By Daniel Hunter
The International Monetary Fund (IMF) has lifted its economic growth forecast for the UK this year from 0.7% to 0.9%, adding to the belief that the economy is firmly back on the right track.
Not since April 2012 has the IMF raised its UK forecast. A Treasury spokesman said it showed that the economy was moving from 'rescue to recovery'.
In April this year, the Fund cut its forecast to 0.7% from 1%, sparking wide debate about whether Chancellor George Osborne should alter his policies.
“The news that the UK economy is slowly on the road “from rescue to recovery” continues the feel-good factor felt across the country following the past weeks’ events, but perhaps the state of the economy is a little more significant than rugby, tennis and fine weather," Vince McLoughlin, Partner at Russell New, commented.

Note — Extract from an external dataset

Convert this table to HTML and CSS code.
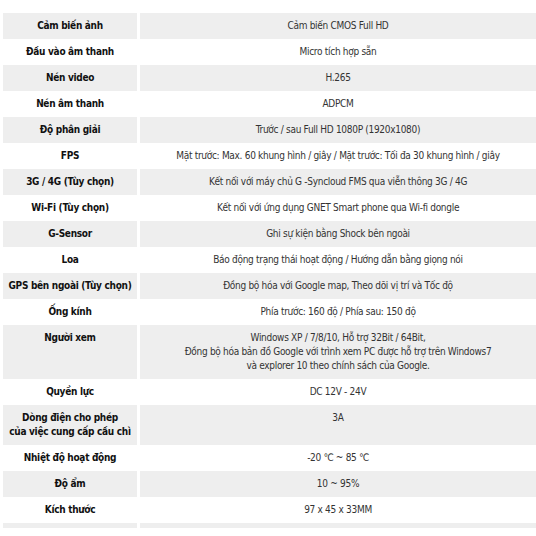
FILE: index.html
```html
<!DOCTYPE html>
<html lang="vi">
<head>
<meta charset="utf-8">
<title>Thông số kỹ thuật</title>
<link rel="stylesheet" href="styles.css">
</head>
<body>
<table class="spec">
  <colgroup><col class="c-label"><col class="c-value"></colgroup>
  <tbody>
    <tr class="alt"><th>Cảm biến ảnh</th><td>Cảm biến CMOS Full HD</td></tr>
    <tr><th>Đầu vào âm thanh</th><td>Micro tích hợp sẵn</td></tr>
    <tr class="alt"><th>Nén video</th><td>H.265</td></tr>
    <tr><th>Nén âm thanh</th><td>ADPCM</td></tr>
    <tr class="alt"><th>Độ phân giải</th><td>Trước / sau Full HD 1080P (1920x1080)</td></tr>
    <tr><th>FPS</th><td>Mặt trước: Max. 60 khung hình / giây / Mặt trước: Tối đa 30 khung hình / giây</td></tr>
    <tr class="alt"><th>3G / 4G (Tùy chọn)</th><td>Kết nối với máy chủ G -Syncloud FMS qua viễn thông 3G / 4G</td></tr>
    <tr><th>Wi-Fi (Tùy chọn)</th><td>Kết nối với ứng dụng GNET Smart phone qua Wi-fi dongle</td></tr>
    <tr class="alt"><th>G-Sensor</th><td>Ghi sự kiện bằng Shock bên ngoài</td></tr>
    <tr><th>Loa</th><td>Báo động trạng thái hoạt động / Hướng dẫn bằng giọng nói</td></tr>
    <tr class="alt"><th>GPS bên ngoài (Tùy chọn)</th><td>Đồng bộ hóa với Google map, Theo dõi vị trí và Tốc độ</td></tr>
    <tr><th>Ống kính</th><td>Phía trước: 160 độ / Phía sau: 150 độ</td></tr>
    <tr class="alt"><th>Người xem</th><td>Windows XP / 7/8/10, Hỗ trợ 32Bit / 64Bit,<br>Đồng bộ hóa bản đồ Google với trình xem PC được hỗ trợ trên Windows7<br>và explorer 10 theo chính sách của Google.</td></tr>
    <tr><th>Quyền lực</th><td>DC 12V - 24V</td></tr>
    <tr class="alt"><th>Dòng điện cho phép<br>của việc cung cấp cầu chì</th><td>3A</td></tr>
    <tr><th>Nhiệt độ hoạt động</th><td>-20 ℃ ~ 85 ℃</td></tr>
    <tr class="alt"><th>Độ ẩm</th><td>10 ~ 95%</td></tr>
    <tr><th>Kích thước</th><td>97 x 45 x 33MM</td></tr>
    <tr class="alt tail"><th></th><td></td></tr>
  </tbody>
</table>
</body>
</html>
```

FILE: styles.css
```css
html, body {
  margin: 0;
  padding: 0;
  background: #ffffff;
  overflow: hidden;
}
body {
  font-family: "DejaVu Sans Condensed", "DejaVu Sans", Verdana, sans-serif;
  font-size: 10px;
  letter-spacing: -0.3px;
  color: #333333;
}
.spec {
  margin-top: 13px;
  width: 539px;
  table-layout: fixed;
  border-collapse: separate;
  border-spacing: 3px 0;
}
.c-label { width: 134px; }
.c-value { width: 396px; }
.spec th,
.spec td {
  padding: 6px 0;
  line-height: 14px;
  text-align: center;
  vertical-align: top;
  white-space: nowrap;
}
.spec th {
  font-weight: bold;
  color: #111111;
}
.spec td {
  color: #333333;
}
.spec tr.alt th,
.spec tr.alt td {
  background: #eeeeee;
}
.spec tr.tail th,
.spec tr.tail td {
  padding: 0;
  height: 5px;
}
```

“Surveys this week also signalled the housing market is roaring back to life, business optimism is strengthening and consumers are feeling confident enough to spend more at the shops. However, are we right to celebrate an uplift in the forecast of such a modest 0.2%?
"After recent times perhaps we are, yet patience is still required by our businesses, growth of 0.9% next year is still too weak to improve employment figures or create a revival in manufacturing investment.
"Businesses up and down the country will still need to adopt innovative and resourceful measures in their approach to customers and suppliers in order to ride the crest of the economic wave. There is little doubt that UK SMEs are the lifeblood of our economy and the Government’s strapline of “Britain is very much now open for business” is now looking more realistic.”